En defensa del anonimato
Las redes sociales son el quebradero de cabeza del poder. Cada tanto (y no solo en el Ecuador) surgen iniciativas para controlarlas, como el proyecto de ley que Daniel Mendoza acaba de presentar en la Asamblea Nacional. No es extraño que se trate de un legislador de las filas del oficialismo. No es extraño que, casi de inmediato, recibiera el apoyo de una de las figuras más influyentes de la llamada mesa chica de Carondelet, el asesor presidencial Santiago Cuesta. Y no es extraño (todo lo contrario: resulta absolutamente predecible) que la intención sea adjudicar al Ejecutivo, a través del Ministerio de Telecomunicaciones y de la Sociedad de la Información, la potestad de administrar denuncias, expedir reglamentos e imponer sanciones a los usuarios de las redes, es decir, a los ciudadanos en general.
Lo que Santiago Cuesta quiere controlar, específicamente, es la identidad de los usuarios. Pretende acabar (siguiendo los pasos de Rusia y China) con una de las características que hacen de las redes sociales lo que son: la posibilidad del anonimato. “Las redes -lo dijo en Twitter, paradójicamente- han causado mucho daño”. Y, para evitarlo, propone que “nombre, apellidos y domicilio” sean el “requisito mínimo para interactuar” en ellas. ¿Domicilio? ¿Para qué quiere Cuesta saber dónde viven los tuiteros? ¿Qué pretende hacer con esa información desde el gobierno? La última vez que el poder descubrió el domicilio de un tuitero vimos a Crudo Ecuador recibiendo flores como quien recibe una amenaza de la mafia. Y vimos a Rafael Correa, obsesionado con las mismas compulsiones policiales que hoy expresa Cuesta, organizando una campaña masiva de acoso contra quienes escribían lo que él no quería leer.

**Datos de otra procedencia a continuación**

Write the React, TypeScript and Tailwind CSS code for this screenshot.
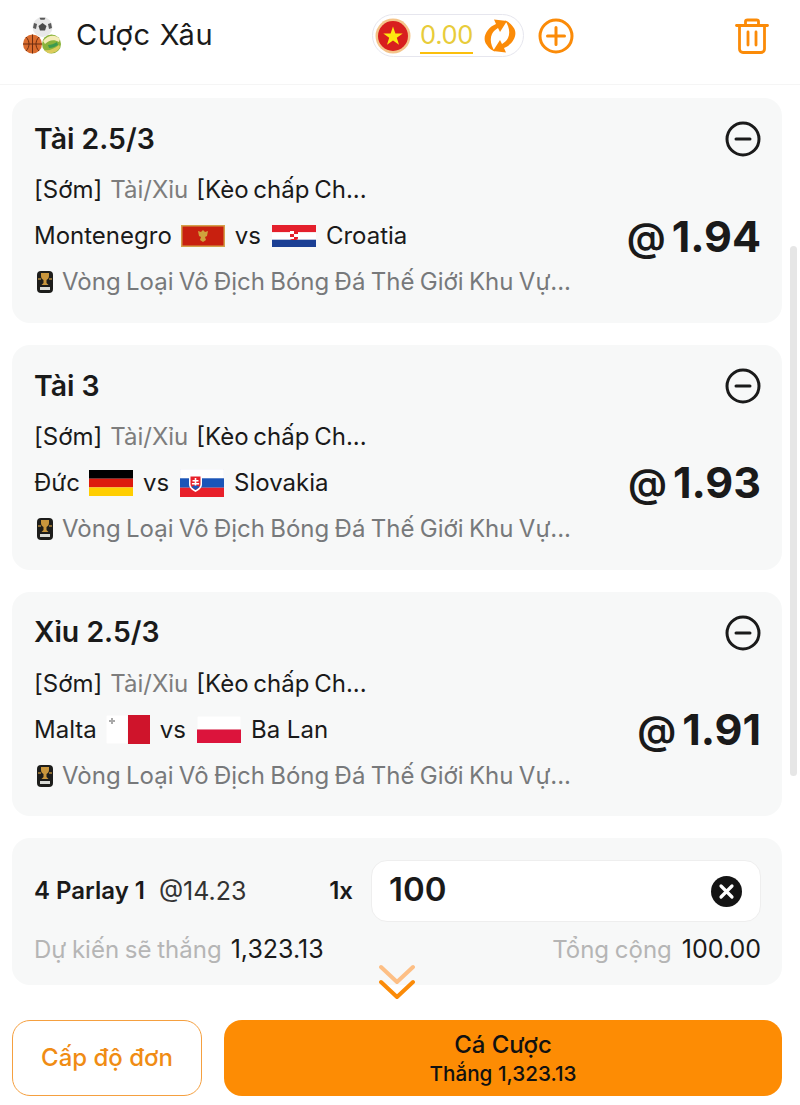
import { ReactNode } from "react";

function SportsIcon() {
  return (
    <svg width="38" height="37" viewBox="0 0 38 37" className="shrink-0">
      <circle cx="19.500" cy="10" r="10" fill="#e8e8e8" />
      <path d="M19.500 6l4 3-1.500 4.500h-5L15.500 9z" fill="#4a4a4a" />
      <path d="M11 6l3 1-1 5-3-1zM28 6l-3 1 1 5 3-1zM16.500 .800h6l-1 2h-4z" fill="#5a5a5a" />
      <circle cx="28.500" cy="27" r="9.500" fill="#8ab33a" />
      <path d="M20 24c5-6 12-7 17-2l-1 3c-5-3-10-2-14 2z" fill="#f4ecb8" />
      <path d="M21 33c5 1 10-1 15-5l1 2c-2 5-8 7-12 6z" fill="#dccb5c" />
      <path d="M25 28c3 0 6-1 9-3l1 3c-3 2-6 3-9 3z" fill="#3c9a50" />
      <circle cx="9.500" cy="27" r="9.500" fill="#da6c2e" />
      <path d="M0 27h19M9.500 17.500v19M3 20c4 4 4 10 0 14M16 20c-4 4-4 10 0 14" stroke="#6d2d10" strokeWidth="1" fill="none" />
    </svg>
  );
}

function CoinFlag() {
  return (
    <svg width="36" height="36" viewBox="0 0 36 36" className="shrink-0">
      <circle cx="18" cy="18" r="17.500" fill="#f4c48a" />
      <circle cx="18" cy="18" r="15" fill="#d81e1e" />
      <path d="M18 8.500l2.400 6.900h7.300l-5.900 4.300 2.200 7-6-4.300-6 4.300 2.200-7-5.900-4.300h7.300z" fill="#fde910" />
    </svg>
  );
}

function RefreshIcon() {
  const half = "M13 6L11 1.500 24 3l-7 11-2-4c-2.500 1.500-4.500 3-6 6-2.500 5.500-1 12 3 17.500-3-1-6-3-8.500-7C-1.500 20 4 9.500 13 6z";
  return (
    <svg width="34" height="36" viewBox="0 0 34 36" fill="#fb8b08" className="shrink-0">
      <path d={half} />
      <path d={half} transform="rotate(180 17 18)" />
    </svg>
  );
}

function PlusCircle() {
  return (
    <svg width="36" height="36" viewBox="0 0 36 36" fill="none" stroke="#fb8b08" strokeWidth="3" strokeLinecap="round" className="shrink-0">
      <circle cx="18" cy="18" r="16" />
      <path d="M18 9.500v17M9.500 18h17" />
    </svg>
  );
}

function TrashIcon() {
  return (
    <svg width="34" height="36" viewBox="0 0 34 36" fill="none" stroke="#fb8b08" strokeWidth="2.800" strokeLinecap="round" strokeLinejoin="round" className="shrink-0">
      <path d="M1.500 7.500h31" />
      <path d="M10.500 7V3.500c0-1 1-1.500 2-1.500h9c1 0 2 .5 2 1.500V7" />
      <path d="M4.500 8v23c0 2 1.500 3.500 3.500 3.500h18c2 0 3.500-1.500 3.500-3.500V8" />
      <path d="M13 14v13M21 14v13" />
    </svg>
  );
}

function MinusCircle() {
  return (
    <svg width="36" height="36" viewBox="0 0 36 36" fill="none" stroke="#1a1a1a" strokeWidth="3" strokeLinecap="round" className="shrink-0">
      <circle cx="18" cy="18" r="16" />
      <path d="M11 18h14" />
    </svg>
  );
}

function TrophyIcon() {
  return (
    <svg width="16" height="22" viewBox="0 0 16 22" className="shrink-0">
      <rect x="0" y="0" width="16" height="22" rx="4" fill="#1d1d1b" />
      <path d="M4 2h8v3c0 2-1 3-2.500 4v3l2 2h-7l2-2V9C5 8 4 7 4 5z" fill="#c9963c" />
      <path d="M1 7h3v2H1zM12 7h3v2h-3z" fill="#8a6a30" />
      <rect x="3" y="16" width="10" height="3" fill="#d9dad5" />
    </svg>
  );
}

function Flag({ children, h = 22 }: { children: ReactNode; h?: number }) {
  return (
    <svg width="44" height={h} viewBox={`0 0 44 ${h}`} className="shrink-0">
      {children}
    </svg>
  );
}

const montenegro = (
  <Flag>
    <rect width="44" height="22" fill="#d4a04a" />
    <rect x="1.500" y="1.500" width="41" height="19" fill="#c8200f" />
    <path d="M22 5l2 2 3-1-1 5-2 1 1 3-3 2-3-2 1-3-2-1-1-5 3 1z" fill="#cfa23c" />
  </Flag>
);
const croatia = (
  <Flag>
    <rect width="44" height="7.300" fill="#e4202c" />
    <rect y="7.300" width="44" height="7.400" fill="#ffffff" />
    <rect y="14.700" width="44" height="7.300" fill="#1b3f94" />
    <rect x="18" y="3" width="8" height="12" rx="2" fill="#e4202c" />
    <path d="M18 6h4v3h-4zM22 9h4v3h-4zM18 12h4v2h-4z" fill="#ffffff" />
  </Flag>
);
const germany = (
  <Flag h={26}>
    <rect width="44" height="8.700" fill="#000000" />
    <rect y="8.700" width="44" height="8.700" fill="#dd1a0e" />
    <rect y="17.400" width="44" height="8.600" fill="#ffce00" />
  </Flag>
);
const slovakia = (
  <Flag h={28}>
    <rect width="44" height="9.300" fill="#ffffff" stroke="#e6e6f2" strokeWidth="0.500" />
    <rect y="9.300" width="44" height="9.400" fill="#1b55b8" />
    <rect y="18.700" width="44" height="9.300" fill="#e8202a" />
    <path d="M9 6h13v9c0 4-3 6-6.500 8C12 21 9 19 9 15z" fill="#ffffff" />
    <path d="M10.500 7.500h10V15c0 3-2.500 4.500-5 6-2.500-1.500-5-3-5-6z" fill="#e8202a" />
    <path d="M14.700 9h1.600v2h2.200v1.500h-2.200v1.500h2.800v1.500h-2.800V18h-1.600v-2.500h-2.800V14h2.800v-1.500h-2.200V11h2.200z" fill="#ffffff" />
    <path d="M11.500 18c2-2 6-2 8 0l-4 3z" fill="#1b55b8" />
  </Flag>
);
const malta = (
  <Flag h={29}>
    <rect width="22" height="29" fill="#ffffff" stroke="#eeeeee" strokeWidth="0.500" />
    <rect x="22" width="22" height="29" fill="#cf142b" />
    <path d="M5 3h2v2h2v2H7v2H5V7H3V5h2z" fill="#a9a9a9" />
  </Flag>
);
const poland = (
  <Flag h={27}>
    <rect width="44" height="13.500" fill="#ffffff" stroke="#eeeeee" strokeWidth="0.500" />
    <rect y="13.500" width="44" height="13.500" fill="#dc143c" />
  </Flag>
);

const bets = [
  { title: "Tài 2.5/3", home: "Montenegro", homeFlag: montenegro, away: "Croatia", awayFlag: croatia, odds: "1.94" },
  { title: "Tài 3", home: "Đức", homeFlag: germany, away: "Slovakia", awayFlag: slovakia, odds: "1.93" },
  { title: "Xỉu 2.5/3", home: "Malta", homeFlag: malta, away: "Ba Lan", awayFlag: poland, odds: "1.91" },
];

export default function App() {
  return (
    <div className="relative flex h-[1105px] w-[800px] flex-col overflow-hidden bg-white font-['Inter',sans-serif] text-[#1a1a1a]">
      {/* header */}
      <header className="flex h-[85px] shrink-0 items-center border-b border-[#f5f5f5] pb-[13px] pl-[23px] pr-[31px]">
        <SportsIcon />
        <span className="ml-[15px] -mt-[3px] w-[296px] shrink-0 text-[29px] leading-none tracking-[0.7px]">Cược Xâu</span>
        <div className="flex h-[43px] w-[152px] shrink-0 items-center rounded-full border border-[#e6e6ee] pl-[2px]">
          <CoinFlag />
          <span className="ml-[9px] border-b-2 border-[#fbbf0c] text-[25.500px] leading-[35px] tracking-[-0.3px] text-[#e8cc3a]">0.00</span>
          <span className="ml-[10px]"><RefreshIcon /></span>
        </div>
        <span className="ml-[14px]"><PlusCircle /></span>
        <span className="ml-auto"><TrashIcon /></span>
      </header>

      {/* bet list */}
      <main className="flex flex-1 flex-col gap-[22px] pl-[12px] pr-[18px] pt-[13px]">
        {bets.map((bet) => (
          <section key={bet.title} className="h-[224.800px] rounded-[18px] bg-[#f7f8f8] pl-[22px] pr-[21px] pt-[21px]">
            <div className="flex h-[40px] items-center justify-between">
              <h2 className="text-[28.400px] font-semibold leading-none">{bet.title}</h2>
              <MinusCircle />
            </div>
            <div className="mt-[13px] flex h-[36px] items-center gap-[8px] text-[24px] leading-none [word-spacing:-2px]">
              <span>[Sớm]</span>
              <span className="text-[#7d7d7d]">Tài/Xỉu</span>
              <span>[Kèo chấp Ch...</span>
            </div>
            <div className="mt-[10px] flex h-[36px] items-center justify-between">
              <div className="flex items-center text-[24px] leading-none">
                <span>{bet.home}</span>
                <span className="ml-[9px]">{bet.homeFlag}</span>
                <span className="ml-[10px] mr-[11px]">vs</span>
                {bet.awayFlag}
                <span className="ml-[10px]">{bet.away}</span>
              </div>
              <span className="flex items-center font-bold leading-none">
                <span className="mr-[6px] text-[39px] font-semibold">@</span>
                <span className="text-[43px]">{bet.odds}</span>
              </span>
            </div>
            <div className="mt-[10px] flex h-[36px] items-center pl-[3px] text-[24px] leading-none text-[#77797b] [word-spacing:-1.400px]">
              <TrophyIcon />
              <span className="ml-[9px]">Vòng Loại Vô Địch Bóng Đá Thế Giới Khu Vự...</span>
            </div>
          </section>
        ))}

        {/* stake */}
        <section className="h-[147px] rounded-[18px] bg-[#f7f8f8] pl-[22px] pr-[21px] pt-[22px]">
          <div className="flex items-center">
            <span className="text-[24px] font-semibold leading-none">4 Parlay 1</span>
            <span className="ml-[14px] text-[25px] leading-none text-[#333]">@14.23</span>
            <span className="ml-auto text-[24px] font-semibold leading-none">1x</span>
            <div className="ml-[18px] flex h-[62px] w-[390px] items-center justify-between rounded-[16px] border border-[#eeeeee] bg-white pl-[17px] pr-[18px]">
              <span className="-mt-[3px] text-[33px] font-semibold leading-none">100</span>
              <svg width="31" height="31" viewBox="0 0 31 31" className="shrink-0">
                <circle cx="15.500" cy="15.500" r="15.500" fill="#141414" />
                <path d="M10 10l11 11M21 10L10 21" stroke="#ffffff" strokeWidth="3.200" strokeLinecap="round" />
              </svg>
            </div>
          </div>
          <div className="mt-[12px] flex items-center justify-between text-[24px] leading-[30px]">
            <div className="flex items-baseline">
              <span className="text-[#b5b5b5] [word-spacing:-1px]">Dự kiến sẽ thắng</span>
              <span className="ml-[9px] text-[25px]">1,323.13</span>
            </div>
            <div className="flex items-baseline">
              <span className="text-[#b5b5b5] [word-spacing:-1px]">Tổng cộng</span>
              <span className="ml-[10px] text-[25px]">100.00</span>
            </div>
          </div>
        </section>
      </main>

      {/* footer */}
      <footer className="flex shrink-0 gap-[22px] pb-[9px] pl-[12px] pr-[18px]">
        <button type="button" className="h-[76px] w-[190px] rounded-[18px] border border-[#f5a040] bg-white text-[24px] font-medium text-[#f08c14]">
          Cấp độ đơn
        </button>
        <button type="button" className="flex h-[76px] flex-1 flex-col items-center justify-center rounded-[18px] bg-[#fd8c04] text-[#111]">
          <span className="text-[24px] font-medium leading-[32px]">Cá Cược</span>
          <span className="text-[20.700px] font-medium leading-[26px]">Thắng 1,323.13</span>
        </button>
      </footer>

      {/* scroll thumb */}
      <div className="absolute left-[790px] top-[246px] h-[530px] w-[7px] rounded-full bg-[#e6e6e6]" />

      {/* collapse chevrons */}
      <svg width="36" height="36" viewBox="0 0 36 36" fill="none" strokeWidth="4" strokeLinecap="round" strokeLinejoin="round" className="absolute left-[379px] top-[964px]">
        <path d="M2 3l16 15L34 3" stroke="#fdbf85" />
        <path d="M2 18l16 15 16-15" stroke="#fb8b08" />
      </svg>
    </div>
  );
}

Es verdad que el nivel del debate público en las redes no siempre se beneficia del anonimato. Es verdad que hay una legión de provocadores que se sirven de él para boicotear conversaciones de interés general, como ocurre con el tema de la violencia machista. Es verdad que el anonimato favorece la multiplicación de trolls. Pero los usuarios de las redes sociales, que no son tontos ni necesitan tutelaje de nadie, menos del Estado, saben qué son y qué representan esas cuentas. Saben lidiar con ellas y lo hacen a diario. Sin policías. Y para casos extremos, casos de transgresión directa de leyes expresas (delitos de odio, por ejemplo, o de difamación), el Estado tiene las herramientas suficientes para actuar: basta con una orden judicial que permita obtener la dirección IP que conduzca a la identificación del infractor. Punto. Ningún ministerio tiene vela en este entierro. Ninguna ley orgánica es necesaria.

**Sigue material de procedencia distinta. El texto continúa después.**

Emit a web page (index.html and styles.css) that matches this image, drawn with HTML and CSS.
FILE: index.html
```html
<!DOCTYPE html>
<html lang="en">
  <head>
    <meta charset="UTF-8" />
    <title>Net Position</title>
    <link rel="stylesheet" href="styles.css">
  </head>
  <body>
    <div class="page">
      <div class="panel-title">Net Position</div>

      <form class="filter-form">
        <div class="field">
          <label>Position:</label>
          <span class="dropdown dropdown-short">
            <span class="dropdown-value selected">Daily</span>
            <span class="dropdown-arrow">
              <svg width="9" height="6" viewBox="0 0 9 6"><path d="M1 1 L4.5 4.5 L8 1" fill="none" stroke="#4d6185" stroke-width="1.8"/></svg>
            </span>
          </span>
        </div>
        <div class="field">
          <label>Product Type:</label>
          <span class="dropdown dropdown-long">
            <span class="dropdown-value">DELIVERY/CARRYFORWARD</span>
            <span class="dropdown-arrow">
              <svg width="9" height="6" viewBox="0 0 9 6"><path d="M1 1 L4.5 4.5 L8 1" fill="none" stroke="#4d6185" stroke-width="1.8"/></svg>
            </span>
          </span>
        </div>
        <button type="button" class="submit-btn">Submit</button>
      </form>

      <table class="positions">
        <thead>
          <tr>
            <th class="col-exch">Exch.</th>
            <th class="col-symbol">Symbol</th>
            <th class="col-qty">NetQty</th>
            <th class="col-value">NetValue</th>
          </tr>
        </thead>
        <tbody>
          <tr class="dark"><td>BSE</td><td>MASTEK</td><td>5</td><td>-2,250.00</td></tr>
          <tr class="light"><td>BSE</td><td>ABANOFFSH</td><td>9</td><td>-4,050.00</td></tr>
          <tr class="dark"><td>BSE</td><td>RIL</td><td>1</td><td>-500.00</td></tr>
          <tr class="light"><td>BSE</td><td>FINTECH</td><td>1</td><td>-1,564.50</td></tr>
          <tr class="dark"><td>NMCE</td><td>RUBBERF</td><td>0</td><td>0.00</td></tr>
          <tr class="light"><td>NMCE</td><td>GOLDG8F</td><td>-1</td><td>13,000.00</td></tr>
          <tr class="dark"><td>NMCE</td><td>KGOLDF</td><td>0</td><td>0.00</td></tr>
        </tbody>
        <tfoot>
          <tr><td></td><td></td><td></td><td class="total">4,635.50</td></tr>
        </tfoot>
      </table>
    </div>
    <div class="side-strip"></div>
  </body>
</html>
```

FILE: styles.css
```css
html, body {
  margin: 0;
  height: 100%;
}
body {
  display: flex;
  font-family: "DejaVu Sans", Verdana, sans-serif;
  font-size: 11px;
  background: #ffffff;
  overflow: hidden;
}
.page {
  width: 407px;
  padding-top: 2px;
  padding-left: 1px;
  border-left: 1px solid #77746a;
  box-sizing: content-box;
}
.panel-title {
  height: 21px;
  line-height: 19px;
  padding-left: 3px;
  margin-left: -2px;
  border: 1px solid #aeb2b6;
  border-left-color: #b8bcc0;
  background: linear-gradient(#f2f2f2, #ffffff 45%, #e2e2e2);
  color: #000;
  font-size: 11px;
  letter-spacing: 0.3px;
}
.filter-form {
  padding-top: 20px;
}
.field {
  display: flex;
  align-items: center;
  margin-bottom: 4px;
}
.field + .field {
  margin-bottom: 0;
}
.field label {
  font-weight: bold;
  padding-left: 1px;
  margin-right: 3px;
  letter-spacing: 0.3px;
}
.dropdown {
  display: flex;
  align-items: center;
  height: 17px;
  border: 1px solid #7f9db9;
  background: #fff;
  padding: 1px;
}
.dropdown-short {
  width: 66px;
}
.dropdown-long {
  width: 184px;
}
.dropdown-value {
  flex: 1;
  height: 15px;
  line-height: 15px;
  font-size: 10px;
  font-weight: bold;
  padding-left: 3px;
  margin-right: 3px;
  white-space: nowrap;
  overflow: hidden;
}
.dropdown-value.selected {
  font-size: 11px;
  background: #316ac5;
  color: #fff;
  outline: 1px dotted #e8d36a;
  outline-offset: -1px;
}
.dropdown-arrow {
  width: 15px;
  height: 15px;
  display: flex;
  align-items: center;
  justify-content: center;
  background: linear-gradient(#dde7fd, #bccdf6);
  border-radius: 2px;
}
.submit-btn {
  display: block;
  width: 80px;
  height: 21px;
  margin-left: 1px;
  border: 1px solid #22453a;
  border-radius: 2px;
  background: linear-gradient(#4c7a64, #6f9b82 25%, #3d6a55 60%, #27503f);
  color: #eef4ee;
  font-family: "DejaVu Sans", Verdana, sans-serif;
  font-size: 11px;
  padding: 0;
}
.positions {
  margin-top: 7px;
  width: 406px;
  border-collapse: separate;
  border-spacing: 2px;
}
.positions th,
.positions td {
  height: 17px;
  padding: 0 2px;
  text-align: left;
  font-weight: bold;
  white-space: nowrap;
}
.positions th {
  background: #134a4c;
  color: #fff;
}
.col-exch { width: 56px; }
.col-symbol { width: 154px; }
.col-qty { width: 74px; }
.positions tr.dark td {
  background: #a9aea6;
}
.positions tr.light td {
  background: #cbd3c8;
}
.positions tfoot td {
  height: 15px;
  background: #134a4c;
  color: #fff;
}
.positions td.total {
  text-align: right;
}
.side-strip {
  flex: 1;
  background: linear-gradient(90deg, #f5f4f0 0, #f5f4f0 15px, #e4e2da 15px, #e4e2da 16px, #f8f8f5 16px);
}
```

Preocupa encontrar políticos en tan altos cargos que demuestren semejante ignorancia en materia de estándares internacionales sobre derechos y libertades. En 2015, el relator especial de libertad de expresión de las Naciones Unidas exhortó a los gobiernos a proteger el anonimato en las redes como una garantía de privacidad y libertad. El anonimato alienta la expresión de ideas al amparo del poder. Y la expresión de ideas es uno de los más altos valores de la democracia. Cualquier control que opere sobre ese ejercicio de la libertad solo puede provenir, con causa justificada, del Poder Judicial, nunca del Ejecutivo.
Las redes sociales son la plaza del pueblo. Son la versión contemporánea del ágora de la democracia ateniense, donde todos los ciudadanos gozan por igual del poder de la palabra. Es comprensible que los rabos de paja les tengan miedo.
Cualquier control que opere sobre la libertad de expresión en las redes sociales solo puede provenir, con causa justificada, del Poder Judicial. Nunca del Ejecutivo’.